I'm taking at a device level not at a component level, think mackbook vs framework laptop
Our devices are no longer fully under our control, it's not a "feeling".
Big Tech keeps building smarter devices
Smarter or just louder?
Repost: The power and influence of billionaire tech companies over the government is enormous. Ofcourse workers/users don't get any (privacy) rights in america, none is lobbying for them lol, nobody in Washington is fighting for us

their power and influence wont stop 100 million people breaking down their gates, grabbing them out of their beds, and throwing them into woodchippers.
I’m holding my breath, do it quickly.
I watched something on Netflix the other day.
It immediately then showed an ad for that same movie I'd just watched, telling me the last day to watch is in a few days.
The other day my spouse was trying to watch a movie on prime I think it was, it started by playing an advertisement for the movie she chose to watch. I told her a copy was on the jellyfin server. She said I pay for this so I want to use it. It hit a 2 min 40 second ad break a little later and I saw her glare at me out of the corner of my eye, I chose to pretend to watch the commercial and not look at her, didn't want that conversation.
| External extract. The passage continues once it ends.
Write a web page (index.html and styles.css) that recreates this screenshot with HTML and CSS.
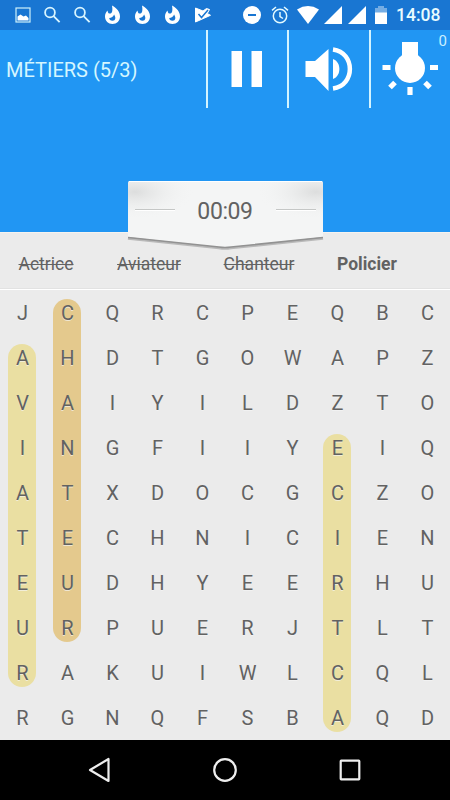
FILE: index.html
```html
<!DOCTYPE html>
<html lang="fr">
<head>
<meta charset="utf-8">
<title>Métiers</title>
<link rel="stylesheet" href="styles.css">
</head>
<body>
<div class="status">
  <div class="notifications">
    <svg viewBox="0 0 30 30"><rect x="8" y="8" width="14" height="14" fill="none" stroke="#cdf1fb" stroke-width="1.2"/><path fill="#fff" d="M9.500 20.500v-4l3-2 3 2 2.500-1 2.500 2.500v2.500z"/></svg>
    <svg viewBox="0 0 30 30" class="line"><circle cx="12" cy="12.500" r="4.900"/><path d="M15.600 16.100l6 6"/></svg>
    <svg viewBox="0 0 30 30" class="line"><circle cx="12" cy="12.500" r="4.900"/><path d="M15.600 16.100l6 6"/></svg>
    <svg viewBox="0 0 30 30"><use href="#flame"/></svg>
    <svg viewBox="0 0 30 30"><use href="#flame"/></svg>
    <svg viewBox="0 0 30 30"><g id="flame"><path fill="#fff" d="M14 5.500c5 2.500 8 6.500 8 11 0 4.500-3.300 7.500-7.500 7.500S7 21 7 16.500c0-2.500 1-4.500 2.600-6.100 0 2 .9 3.200 2.200 3.200 2.700 0 3-3.600 2.200-8.100z"/><path fill="#1976d2" d="M16.100 14.500c2 3 1.600 6.200-1.600 6.200-2 0-3.300-1.200-3.300-2.800 2.400 0 4-1 4.900-3.400z"/></g></svg>
    <svg viewBox="0 0 30 30"><path fill="#fff" stroke="#fff" stroke-linejoin="round" d="M7.500 8v14L22.500 15.300 19.300 13.500 21.500 9.500 18.500 8.500 15 11z"/><path d="M10.500 14l3 3.500 6.500-7.500" fill="none" stroke="#1976d2" stroke-width="1.500"/></svg>
  </div>
  <div class="system">
    <svg class="dnd" viewBox="0 0 18 18"><circle cx="9" cy="9" r="9" fill="#fff"/><path d="M5 9h8" stroke="#1976d2" stroke-width="2"/></svg>
    <svg class="alarm" viewBox="0 0 18 18"><g fill="none" stroke="#e4faff" stroke-width="1.500"><circle cx="9" cy="10" r="6.700"/><path d="M9 6v4.500l3 2M1 4.300l4-3.300M17 4.300L13 1"/></g></svg>
    <svg class="wifi" viewBox="0 0 22 18"><path fill="#fff" d="M0 3.500Q11-3.300 22 3.500L11 18z"/></svg>
    <svg class="signal" viewBox="0 0 18 18"><path fill="#fff" d="M18 0v18H0z"/></svg>
    <svg class="signal second" viewBox="0 0 18 18"><path fill="#fff" d="M18 0v18H0z"/></svg>
    <svg class="battery" viewBox="0 0 12 18"><path fill="#75ade4" d="M0 2h3V0h6v2h3v5H0z"/><path fill="#fff" d="M0 6.500h12V18H0z"/></svg>
    <span class="clock">14:08</span>
  </div>
</div>
<header class="header">
  <div class="toolbar">
    <h1 class="title">MÉTIERS (5/3)</h1>
    <button class="tool" aria-label="Pause"><svg viewBox="0 0 80 78"><path fill="#fff" d="M24.500 21H35v36H24.500zM44.500 21H55v36H44.500z"/></svg></button>
    <button class="tool" aria-label="Son"><svg viewBox="0 0 80 78"><path fill="#fff" d="M17.500 31h9.500L40.500 19v42L27 47h-9.500z"/><path fill="#fff" d="M45 29c8.500 3 8.500 17 0 20z"/><path d="M45 19.500c22.500 3 22.500 36 0 39" fill="none" stroke="#fff" stroke-width="4.500"/></svg></button>
    <button class="tool" aria-label="Indice"><svg viewBox="0 0 80 78"><circle cx="40" cy="38" r="15" fill="#fff"/><path fill="#fff" d="M32 12h16v18H32z"/><path d="M12.500 37.500h8M60 37.500h8M40 57v8M25 52.500l-5 5M55 52.500l5 5" stroke="#fff" stroke-width="5.200"/></svg><span class="hints">0</span></button>
  </div>
  <div class="timer">
    <svg viewBox="0 0 197 74">
      <defs>
        <radialGradient id="shade"><stop offset="0" stop-color="#dcdddd"/><stop offset="1" stop-color="#f4f5f5" stop-opacity="0"/></radialGradient>
        <clipPath id="plate"><path d="M1 3q0-2 2-2h191q2 0 2 2v54L104 67q-6 1-12 0L1 57z"/></clipPath>
      </defs>
      <path d="M1 58l91 9.500q6 1 12 0L196 58" fill="none" stroke="#b9b9b9" stroke-width="3.500"/>
      <g clip-path="url(#plate)"><rect width="197" height="74" fill="#f4f5f5"/><ellipse cx="8" cy="12" rx="60" ry="28" fill="url(#shade)"/><ellipse cx="189" cy="12" rx="60" ry="28" fill="url(#shade)"/></g>
      <path d="M1 57.500L92 67q6 1 12 0l92-9.500" fill="none" stroke="#929292" stroke-width="1.500"/>
      <path d="M2 1.500h193" stroke="#fff"/>
      <path d="M8 29.500h40M149 29.500h40" stroke="#c5c7c6"/><path d="M8 30.500h40M149 30.500h40" stroke="#fff"/>
    </svg>
    <span class="time">00:09</span>
  </div>
</header>
<ul class="words">
  <li class="found">Actrice</li><li class="found">Aviateur</li><li class="found">Chanteur</li><li class="left">Policier</li>
</ul>
<main class="board" id="board">
  <i class="pill aviateur"></i><i class="pill chanteur"></i><i class="pill actrice"></i>
</main>
<nav class="nav">
  <svg viewBox="0 0 30 30"><path d="M23.500 4v22L5 15z"/></svg>
  <svg viewBox="0 0 30 30"><circle cx="15" cy="15" r="10.800"/></svg>
  <svg viewBox="0 0 30 30"><rect x="5.700" y="5.700" width="18.600" height="18.600" rx=".5"/></svg>
</nav>
<script src="board.js"></script>
</body>
</html>
```
FILE: styles.css
```css
* { box-sizing: border-box; }
body { margin: 0; width: 450px; height: 800px; overflow: hidden; background: #ebebeb; color: #626262; font-family: Roboto, sans-serif; display: flex; flex-direction: column; }
svg { display: block; }
.status { height: 30px; flex: none; background: #1976d2; display: flex; justify-content: space-between; }
.notifications { display: flex; padding-left: 7.500px; }
.notifications svg { width: 30px; height: 30px; }
.line { fill: none; stroke: #d8f5ff; stroke-width: 1.800; }
.system { display: flex; align-items: center; padding-right: 10px; }
.system svg { height: 18px; }
.dnd { width: 18px; margin-right: 10px; }
.alarm { width: 18px; margin-right: 8px; }
.wifi { width: 22px; margin-right: 5px; }
.signal { width: 18px; margin-right: 6px; }
.signal.second { margin-right: 9.500px; }
.battery { width: 12px; margin-right: 9px; }
.clock { width: 44px; color: #e9fbff; font-size: 17.500px; font-weight: 500; line-height: 31px; white-space: nowrap; }
.header { position: relative; flex: none; height: 202px; background: #2196f3; }
.toolbar { display: flex; height: 78px; }
.title { width: 206px; margin: 0; padding-left: 6px; font-size: 20px; font-weight: 400; line-height: 80px; color: #d5f6ff; white-space: nowrap; }
.tool { position: relative; width: 81.300px; height: 78px; padding: 0; border: 0; background: linear-gradient(90deg, #d3f4ff 1.600px, transparent 1.600px); font-family: inherit; }
.tool svg { width: 80px; height: 78px; margin-left: 1px; }
.hints { position: absolute; right: 3px; top: 2px; font-size: 15px; line-height: 19px; color: #c9efff; }
.timer { position: absolute; left: 126.500px; top: 150px; width: 197px; height: 74px; z-index: 1; }
.timer svg { width: 197px; height: 74px; }
.time { position: absolute; left: 0; top: 18px; width: 197px; text-align: center; font-size: 23px; line-height: 28px; letter-spacing: -.4px; }
.words { flex: none; height: 58px; margin: 0; padding: 7px 0 0; list-style: none; display: grid; grid-template-columns: 92px 114px 106px 110px; border-bottom: 1px solid #fff; font-size: 17.500px; line-height: 51px; text-align: center; box-shadow: inset 0 -1px #e2e2e2, inset 0 1px #f6f3ef; }
.found { text-decoration: line-through; text-decoration-thickness: 1px; }
.left { font-weight: 700; }
.board { flex: none; height: 450px; display: grid; grid-template: repeat(10, 45px) / repeat(10, 45px); }
.cell { z-index: 1; text-align: center; font-size: 20px; line-height: 46px; text-shadow: 0 1px #f7f7f7aa; }
.pill { margin: 8.500px 9px 8.500px 8px; border-radius: 14px; background: #eadfa2; }
.aviateur { grid-area: 2 / 1 / 10 / 2; }
.chanteur { grid-area: 1 / 2 / 9 / 3; background: #e4c98d; }
.actrice { grid-area: 4 / 8 / 11 / 9; }
.nav { flex: none; height: 60px; background: #000; display: flex; justify-content: center; align-items: center; gap: 95px; }
.nav svg { width: 30px; height: 30px; fill: none; stroke: #eee; stroke-width: 2.200; stroke-linejoin: round; }
```
FILE: board.js
```js
const rows = ["JCQRCPEQBC", "AHDTGOWAPZ", "VAIYILDZTO", "INGFIIYEIQ", "ATXDOCGCZO", "TECHNICIEN", "EUDHYEERHU", "URPUERJTLT", "RAKUIWLCQL", "RGNQFSBAQD"];
const board = document.getElementById("board");
rows.forEach((row, y) => [...row].forEach((letter, x) => {
  const cell = document.createElement("span");
  cell.className = "cell";
  cell.textContent = letter;
  cell.style.gridArea = `${y + 1} / ${x + 1}`;
  board.append(cell);
}));
```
I saw her glare at me out of the corner of my eye
As if you were the one putting the Ads into Prime lol
The more this shit goes on, the more I find myself aligning with the villains in James Bond films. Burn this whole system to the fucking ground!
But before all that...
Moves hands up thighs, "Oh Mr. Bond"
Have the day you paid for.
The supreme irony of that message coming from Windows Central...
Because soulless ghouls can only pretend to be human.
It's no coincidence that when I let the screen of my windos box turn off, it sounds like it's mining Bitcoin!